I live in a city 250 miles away from my hometown. I have a husband, two children and a business to run, so I can't get home to look after my sick mother as often as I would like, but when I do get home, about every other weekend, I make sure that I relieve my sister who moved in with our mother after she had a stroke.

My sister never really worked a regular job because she has always been "flighty" and quits after she's worked long enough to get unemployment. Before our father passed away, he was always giving her money whenever she was about to be evicted or needed money to pay her bills.

My mom is on limited income right now and I can afford to help, so I do by sending $500 each month to pay for my mother's food and light bill and I also send my sister $300 a month to go in her pocket just for my appreciation since I can't be there.

My mom can't really communicate the way that she used to be able to and the last few times that I have been home, I noticed that she seems "unhappy" but I couldn't tell what was going on. I just assumed that she was upset about her current situation. It didn't dawn on me that my sister wouldn't leave us alone, even though I told her that I was there and she could take a break.

On the way home after that last trip, my husband said, "Your sister is neglecting your mother." I cussed him out because I know that she is a fool, but would never think that.

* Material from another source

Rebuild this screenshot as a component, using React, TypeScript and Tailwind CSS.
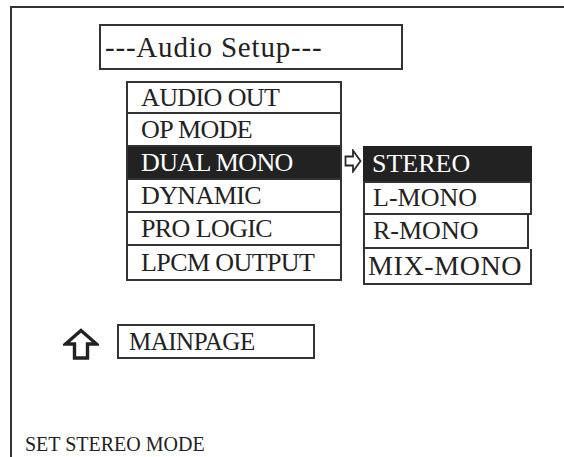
import React from "react";

const serif = { fontFamily: '"Liberation Serif", "Times New Roman", serif' };

const menu = ["AUDIO OUT", "OP MODE", "DUAL MONO", "DYNAMIC", "PRO LOGIC", "LPCM OUTPUT"];

function RightArrow() {
  return (
    <svg width="18" height="24" viewBox="0 0 18 24" className="block">
      <path d="M1.5 7.5 H9 V1.5 L16.5 12 L9 22.5 V16.5 H1.5 Z" fill="white" stroke="#2a2a2a" strokeWidth="1.8" strokeLinejoin="miter" />
    </svg>
  );
}

function UpArrow() {
  return (
    <svg width="36" height="32" viewBox="0 0 36 32" className="block">
      <path d="M18 2.5 L33.5 16 H24.5 V30 H11.5 V16 H2.5 Z" fill="white" stroke="#222" strokeWidth="3.4" strokeLinejoin="miter" />
    </svg>
  );
}

export default function App() {
  return (
    <div className="w-[564px] h-[457px] bg-white pt-[6px] pl-[10px] text-[#222]" style={serif}>
      <div className="h-full border-t-2 border-l-2 border-[#333] flex flex-col">
        <div className="ml-[87px] mt-[16px] w-[304px] h-[46px] border-2 border-[#333] flex items-center pl-[4px] text-[29px] tracking-[0.8px] leading-none">
          ---Audio Setup---
        </div>

        <div className="flex items-start ml-[114px] mt-[11px]">
          <div className="w-[216px] border-2 border-[#333] flex flex-col divide-y-2 divide-[#333]">
            {menu.map((m, i) => (
              <div
                key={m}
                className={
                  (i === 0 ? "h-[31px] " : "h-[33px] ") +
                  (m === "DUAL MONO"
                    ? "flex items-center pl-[13px] text-[26px] tracking-[-0.6px] leading-none bg-[#222] text-white"
                    : "flex items-center pl-[13px] text-[26px] tracking-[-0.6px] leading-none")
                }
              >
                {m}
              </div>
            ))}
          </div>
          <div className="mt-[68px] ml-[2px]">
            <RightArrow />
          </div>
          <div className="mt-[65px] ml-[1px] flex flex-col">
            <div className="w-[169px] h-[35px] bg-[#222] text-white flex items-center pl-[9px] text-[26px] leading-none">
              STEREO
            </div>
            <div className="w-[169px] h-[34px] border-2 border-[#333] flex items-center pl-[8px] text-[26px] leading-none">
              L-MONO
            </div>
            <div className="w-[166px] h-[34px] border-2 border-t-0 border-[#333] flex items-center pl-[8px] text-[26px] leading-none">
              R-MONO
            </div>
            <div className="w-[169px] h-[36px] border-2 border-t-0 border-[#333] flex items-center pl-[3px] text-[28px] tracking-[0.6px] leading-none">
              MIX-MONO
            </div>
          </div>
        </div>

        <div className="flex items-start ml-[51px] mt-[39px]">
          <div className="mt-[4px]">
            <UpArrow />
          </div>
          <div className="ml-[18px] w-[198px] h-[35px] border-2 border-[#333] flex items-center pl-[10px] text-[25px] tracking-[-0.5px] leading-none">
            MAINPAGE
          </div>
        </div>

        <div className="mt-auto pl-[13px] pb-[3px] text-[20px] leading-none">SET STEREO MODE</div>
      </div>
    </div>
  );
}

Well, recently I went home and my sister had to leave for a minute and the nurse stopped by, she told me that my sister has been hitting my mother and leaving her in the house alone. When I confronted my mother, she wouldn't say yes, but she wouldn't say no and she CAN communicate by shaking her head. My sister is my mother's favorite child, so I know that it would kill her if I moved her away from her, so I don't know what to do.

I could see in her eyes that it might be true that my sister had hit her and and when I cried, she cried. I got into a physical fight with my sister when I told her that I was taking mom home with me and she cried and swore that she wasn't doing anything to mom, but admitted that she had left her home by herself a few times while she was asleep because she "needed" a break. I felt bad that she felt the need to "sneak" out of the house because I am not there while she is forced to take care of mama every day, but my husband says that there is no excuse for her behavior, and then there is the thing with her hitting mom, which I've never confirmed.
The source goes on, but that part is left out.